- Born: 1825 Boston, Massachusetts
- Died: 1859 (aged 33-34) Chicago, Illinois
- Spouse: Sophia Harrison Mifflin ​ ​(m. 1849)​
- Children: 5
- Parent(s): William Howard Gardiner Caroline Perkins
- Relatives: John Perkins Cushing (uncle) John Sylvester John Gardiner (grandfather) Thomas Handasyd Perkins (grandfather)

= Edward Gardiner =

American architect

Edward Gardiner (1825–1859) was an American civil engineer and architect. He co-founded the American Society of Civil Engineers and Architects and served as its first vice president. Five years later, he became one of the 13 founders of the American Institute of Architects.

==Early life==
Gardiner was born in 1825 in Boston, Massachusetts. He was the second son of William Howard Gardiner (1797–1880) and Caroline Perkins (1800–1867). His father was a prominent Boston lawyer.

His paternal grandfather was Rev. John Sylvester John Gardiner (1765–1830) and his maternal grandfather was slave-trader Thomas Handasyd Perkins, in 1823.

==Career==
Gardiner co-founded the American Society of Civil Engineers and Architects and served as its first vice president. Five years later in 1857, he was one of the 13 founders, along with Richard Upjohn and Richard Morris Hunt, of the American Institute of Architects.

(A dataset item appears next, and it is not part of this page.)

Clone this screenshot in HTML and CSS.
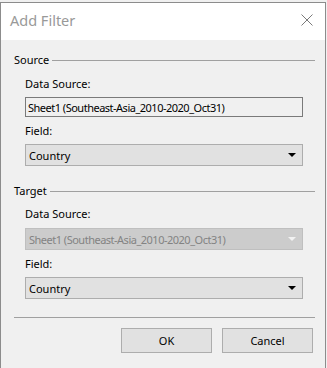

Gardiner was known for his debate with Henry C. Dudley over the issue of architectural competitions.

==Personal life==
In 1849, he married Sophia Harrison Mifflin (1822–1889), the daughter of Samuel and Elizabeth (née Davis) Mifflin, all of Philadelphia. Together, they lived in New Rochelle, New York and were the parents of five children, including:

- William Howard Gardiner (1851–1906), married Helena Lawrence Baird (1852–1925) in 1873, with whom he had three children. In 1890, he married Tita Butler, daughter of Joseph Butler of Castle Rhebbin, in Kildare, Ireland, and granddaughter of the last Duke of Ormond and Lord de Courcy, of Kingsale.
- Eugenia Gardiner.
- Edward Gardiner II (1854–1907), a biologist who married Jane G. Hooper, daughter of Nathaniel Hooper, on April 6, 1895.
- Elizabeth Gardiner (1856–1937), a prominent social reformer who married Glendower Evans (d. 1886), a Harvard Law School educated lawyer who entered the practice of Oliver Wendell Holmes Jr., in 1882.

Gardiner died in Chicago, Illinois of a fall from his horse, in 1859. After his early death, his family relocated to Brookline, Massachusetts with his father where they "grew up as poor relations of a very aristocratic family." Two years later, his widow moved the family to Boston where the children attended private schools.